#### WRITTEN REQUEST
All of the data should be output character for character, except the pictures.

#### DATA FOR THE TASK

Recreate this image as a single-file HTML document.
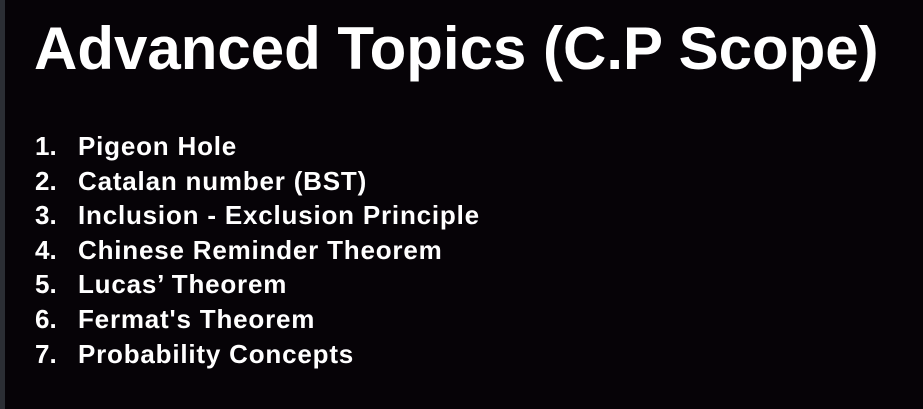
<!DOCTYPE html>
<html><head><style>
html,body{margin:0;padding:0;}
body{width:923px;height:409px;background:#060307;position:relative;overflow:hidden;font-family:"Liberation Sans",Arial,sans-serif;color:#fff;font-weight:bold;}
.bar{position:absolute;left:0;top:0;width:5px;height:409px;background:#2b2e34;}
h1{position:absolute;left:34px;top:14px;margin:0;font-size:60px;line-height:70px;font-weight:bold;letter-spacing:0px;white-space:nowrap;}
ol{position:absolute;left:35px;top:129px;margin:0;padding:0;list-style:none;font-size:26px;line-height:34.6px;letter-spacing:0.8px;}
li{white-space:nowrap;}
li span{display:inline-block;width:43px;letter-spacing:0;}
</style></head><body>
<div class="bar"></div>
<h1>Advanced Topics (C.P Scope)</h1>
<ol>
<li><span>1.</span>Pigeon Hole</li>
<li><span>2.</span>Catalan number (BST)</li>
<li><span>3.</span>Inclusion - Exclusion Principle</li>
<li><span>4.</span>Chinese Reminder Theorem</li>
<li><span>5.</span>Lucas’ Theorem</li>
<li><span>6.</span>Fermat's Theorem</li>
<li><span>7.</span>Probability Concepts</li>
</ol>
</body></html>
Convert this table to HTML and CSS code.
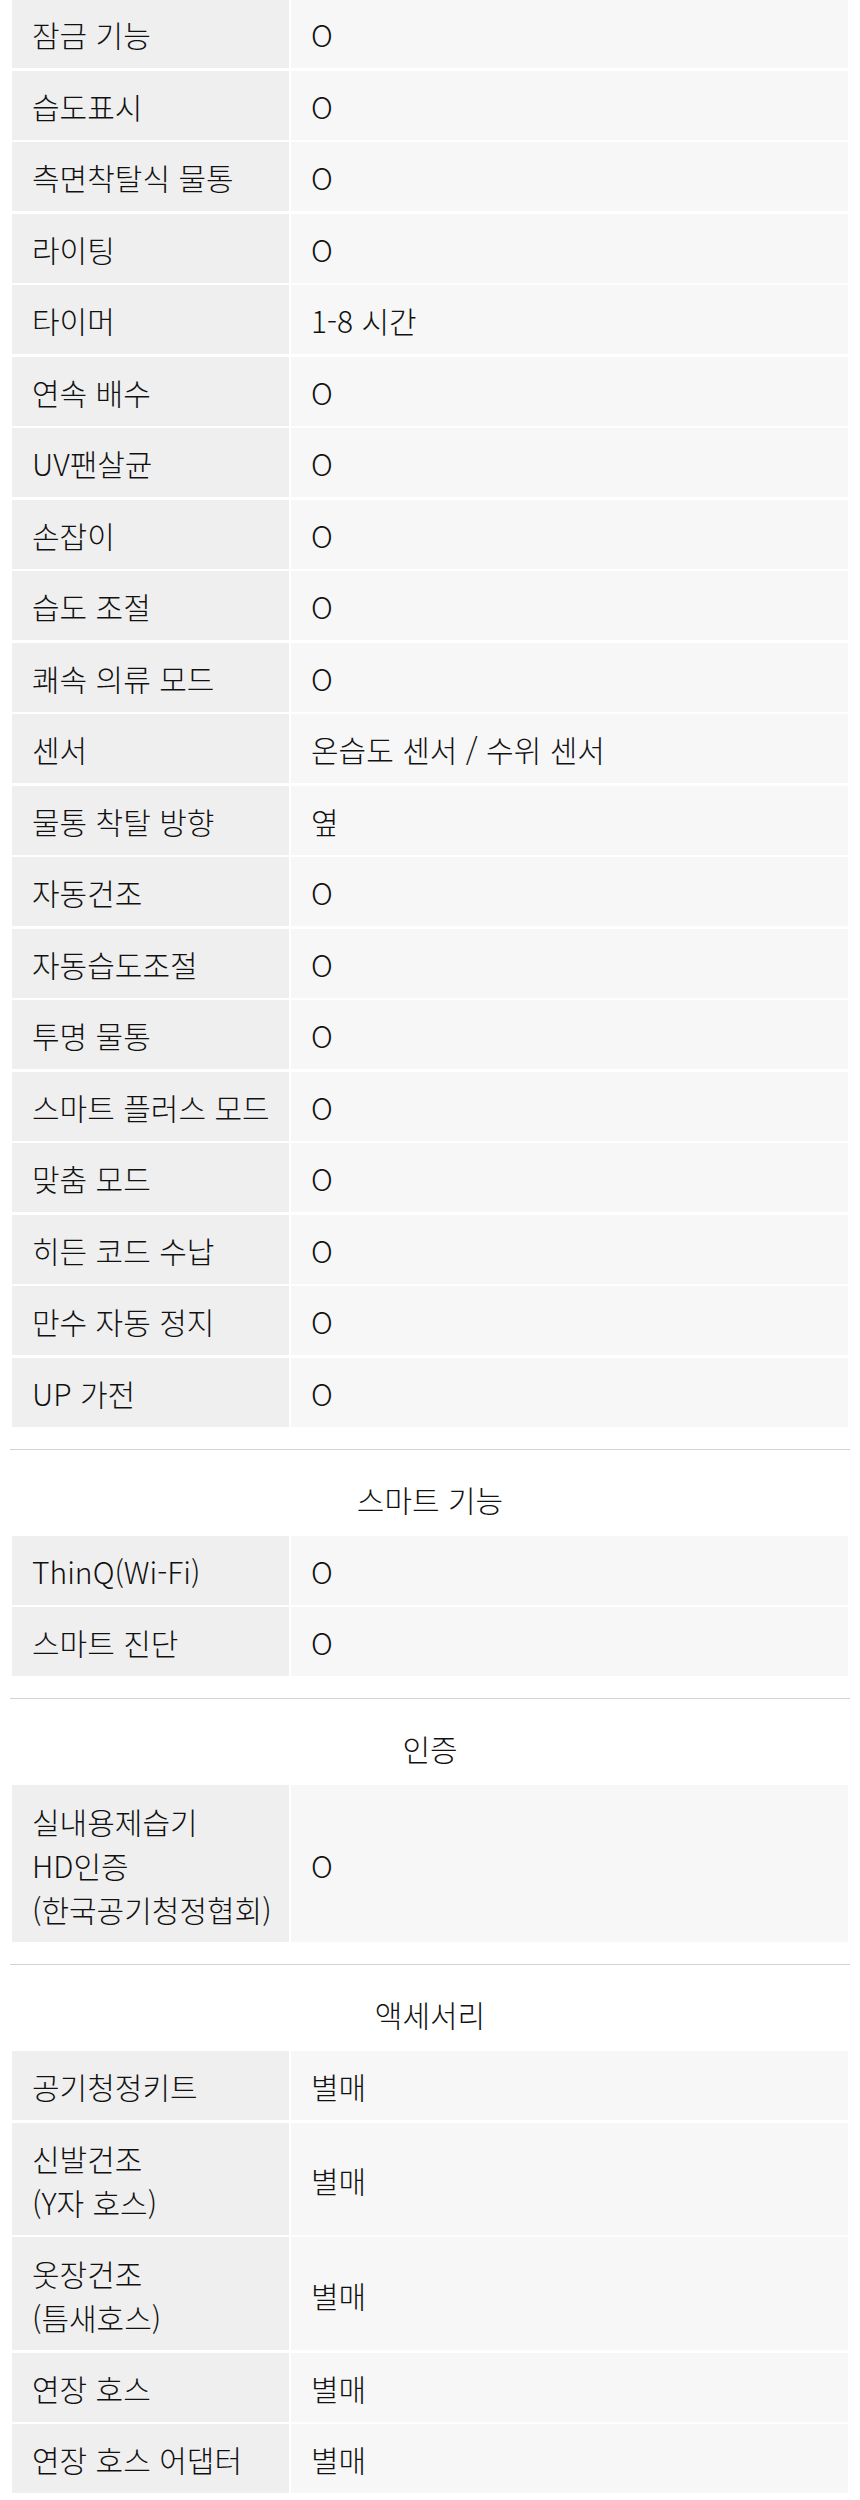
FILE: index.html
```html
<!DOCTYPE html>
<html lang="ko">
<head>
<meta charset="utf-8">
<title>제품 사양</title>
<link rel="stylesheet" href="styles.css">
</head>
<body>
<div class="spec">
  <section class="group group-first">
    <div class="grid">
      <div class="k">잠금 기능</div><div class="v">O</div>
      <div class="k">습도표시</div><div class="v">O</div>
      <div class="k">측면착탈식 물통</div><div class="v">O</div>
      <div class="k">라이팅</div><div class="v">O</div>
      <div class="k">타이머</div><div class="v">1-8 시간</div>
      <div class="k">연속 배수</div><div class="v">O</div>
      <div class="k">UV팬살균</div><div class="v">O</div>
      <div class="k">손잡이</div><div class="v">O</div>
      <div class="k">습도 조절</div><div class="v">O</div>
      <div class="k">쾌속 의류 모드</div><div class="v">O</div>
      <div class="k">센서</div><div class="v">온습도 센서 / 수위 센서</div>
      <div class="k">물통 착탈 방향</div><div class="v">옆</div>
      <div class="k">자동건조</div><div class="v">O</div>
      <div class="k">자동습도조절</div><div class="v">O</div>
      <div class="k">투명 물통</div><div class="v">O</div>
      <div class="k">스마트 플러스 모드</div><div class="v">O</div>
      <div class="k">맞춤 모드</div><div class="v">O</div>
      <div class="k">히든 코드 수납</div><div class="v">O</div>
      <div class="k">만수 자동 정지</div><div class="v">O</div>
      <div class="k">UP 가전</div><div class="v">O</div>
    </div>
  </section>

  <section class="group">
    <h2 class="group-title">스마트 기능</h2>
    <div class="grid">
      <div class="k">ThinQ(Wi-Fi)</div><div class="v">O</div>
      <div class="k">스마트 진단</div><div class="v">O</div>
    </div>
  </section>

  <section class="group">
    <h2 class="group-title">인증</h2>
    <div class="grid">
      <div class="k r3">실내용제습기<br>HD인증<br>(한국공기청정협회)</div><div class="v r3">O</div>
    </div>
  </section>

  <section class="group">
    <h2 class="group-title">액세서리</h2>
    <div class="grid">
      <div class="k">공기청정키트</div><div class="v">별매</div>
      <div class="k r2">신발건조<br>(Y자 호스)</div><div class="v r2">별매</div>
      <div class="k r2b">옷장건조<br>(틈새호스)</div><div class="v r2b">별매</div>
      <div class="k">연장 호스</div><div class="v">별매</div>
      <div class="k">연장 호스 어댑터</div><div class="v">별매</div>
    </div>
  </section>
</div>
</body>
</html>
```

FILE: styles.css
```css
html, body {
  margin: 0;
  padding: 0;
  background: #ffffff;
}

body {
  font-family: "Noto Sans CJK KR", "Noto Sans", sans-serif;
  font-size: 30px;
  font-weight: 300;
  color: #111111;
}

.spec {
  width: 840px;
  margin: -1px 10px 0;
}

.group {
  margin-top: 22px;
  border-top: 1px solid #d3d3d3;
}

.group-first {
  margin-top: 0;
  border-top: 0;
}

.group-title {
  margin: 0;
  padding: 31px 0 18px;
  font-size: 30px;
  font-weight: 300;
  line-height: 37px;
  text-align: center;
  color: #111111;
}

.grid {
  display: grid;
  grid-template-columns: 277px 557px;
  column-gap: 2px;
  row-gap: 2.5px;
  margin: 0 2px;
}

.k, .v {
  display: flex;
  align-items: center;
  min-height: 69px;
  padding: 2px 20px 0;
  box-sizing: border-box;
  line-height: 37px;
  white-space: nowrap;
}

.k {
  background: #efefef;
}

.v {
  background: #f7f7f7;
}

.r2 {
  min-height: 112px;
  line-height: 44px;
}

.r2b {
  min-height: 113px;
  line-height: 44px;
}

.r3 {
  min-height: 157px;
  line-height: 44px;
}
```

#### CORRECT OUTPUT
Recreate this image as a single-file HTML document.
<!DOCTYPE html>
<html><head><style>
html,body{margin:0;padding:0;}
body{width:923px;height:409px;background:#060307;position:relative;overflow:hidden;font-family:"Liberation Sans",Arial,sans-serif;color:#fff;font-weight:bold;}
.bar{position:absolute;left:0;top:0;width:5px;height:409px;background:#2b2e34;}
h1{position:absolute;left:34px;top:14px;margin:0;font-size:60px;line-height:70px;font-weight:bold;letter-spacing:0px;white-space:nowrap;}
ol{position:absolute;left:35px;top:129px;margin:0;padding:0;list-style:none;font-size:26px;line-height:34.6px;letter-spacing:0.8px;}
li{white-space:nowrap;}
li span{display:inline-block;width:43px;letter-spacing:0;}
</style></head><body>
<div class="bar"></div>
<h1>Advanced Topics (C.P Scope)</h1>
<ol>
<li><span>1.</span>Pigeon Hole</li>
<li><span>2.</span>Catalan number (BST)</li>
<li><span>3.</span>Inclusion - Exclusion Principle</li>
<li><span>4.</span>Chinese Reminder Theorem</li>
<li><span>5.</span>Lucas’ Theorem</li>
<li><span>6.</span>Fermat's Theorem</li>
<li><span>7.</span>Probability Concepts</li>
</ol>
</body></html>
Convert this table to HTML and CSS code.
FILE: index.html
```html
<!DOCTYPE html>
<html lang="ko">
<head>
<meta charset="utf-8">
<title>제품 사양</title>
<link rel="stylesheet" href="styles.css">
</head>
<body>
<div class="spec">
  <section class="group group-first">
    <div class="grid">
      <div class="k">잠금 기능</div><div class="v">O</div>
      <div class="k">습도표시</div><div class="v">O</div>
      <div class="k">측면착탈식 물통</div><div class="v">O</div>
      <div class="k">라이팅</div><div class="v">O</div>
      <div class="k">타이머</div><div class="v">1-8 시간</div>
      <div class="k">연속 배수</div><div class="v">O</div>
      <div class="k">UV팬살균</div><div class="v">O</div>
      <div class="k">손잡이</div><div class="v">O</div>
      <div class="k">습도 조절</div><div class="v">O</div>
      <div class="k">쾌속 의류 모드</div><div class="v">O</div>
      <div class="k">센서</div><div class="v">온습도 센서 / 수위 센서</div>
      <div class="k">물통 착탈 방향</div><div class="v">옆</div>
      <div class="k">자동건조</div><div class="v">O</div>
      <div class="k">자동습도조절</div><div class="v">O</div>
      <div class="k">투명 물통</div><div class="v">O</div>
      <div class="k">스마트 플러스 모드</div><div class="v">O</div>
      <div class="k">맞춤 모드</div><div class="v">O</div>
      <div class="k">히든 코드 수납</div><div class="v">O</div>
      <div class="k">만수 자동 정지</div><div class="v">O</div>
      <div class="k">UP 가전</div><div class="v">O</div>
    </div>
  </section>

  <section class="group">
    <h2 class="group-title">스마트 기능</h2>
    <div class="grid">
      <div class="k">ThinQ(Wi-Fi)</div><div class="v">O</div>
      <div class="k">스마트 진단</div><div class="v">O</div>
    </div>
  </section>

  <section class="group">
    <h2 class="group-title">인증</h2>
    <div class="grid">
      <div class="k r3">실내용제습기<br>HD인증<br>(한국공기청정협회)</div><div class="v r3">O</div>
    </div>
  </section>

  <section class="group">
    <h2 class="group-title">액세서리</h2>
    <div class="grid">
      <div class="k">공기청정키트</div><div class="v">별매</div>
      <div class="k r2">신발건조<br>(Y자 호스)</div><div class="v r2">별매</div>
      <div class="k r2b">옷장건조<br>(틈새호스)</div><div class="v r2b">별매</div>
      <div class="k">연장 호스</div><div class="v">별매</div>
      <div class="k">연장 호스 어댑터</div><div class="v">별매</div>
    </div>
  </section>
</div>
</body>
</html>
```

FILE: styles.css
```css
html, body {
  margin: 0;
  padding: 0;
  background: #ffffff;
}

body {
  font-family: "Noto Sans CJK KR", "Noto Sans", sans-serif;
  font-size: 30px;
  font-weight: 300;
  color: #111111;
}

.spec {
  width: 840px;
  margin: -1px 10px 0;
}

.group {
  margin-top: 22px;
  border-top: 1px solid #d3d3d3;
}

.group-first {
  margin-top: 0;
  border-top: 0;
}

.group-title {
  margin: 0;
  padding: 31px 0 18px;
  font-size: 30px;
  font-weight: 300;
  line-height: 37px;
  text-align: center;
  color: #111111;
}

.grid {
  display: grid;
  grid-template-columns: 277px 557px;
  column-gap: 2px;
  row-gap: 2.5px;
  margin: 0 2px;
}

.k, .v {
  display: flex;
  align-items: center;
  min-height: 69px;
  padding: 2px 20px 0;
  box-sizing: border-box;
  line-height: 37px;
  white-space: nowrap;
}

.k {
  background: #efefef;
}

.v {
  background: #f7f7f7;
}

.r2 {
  min-height: 112px;
  line-height: 44px;
}

.r2b {
  min-height: 113px;
  line-height: 44px;
}

.r3 {
  min-height: 157px;
  line-height: 44px;
}
```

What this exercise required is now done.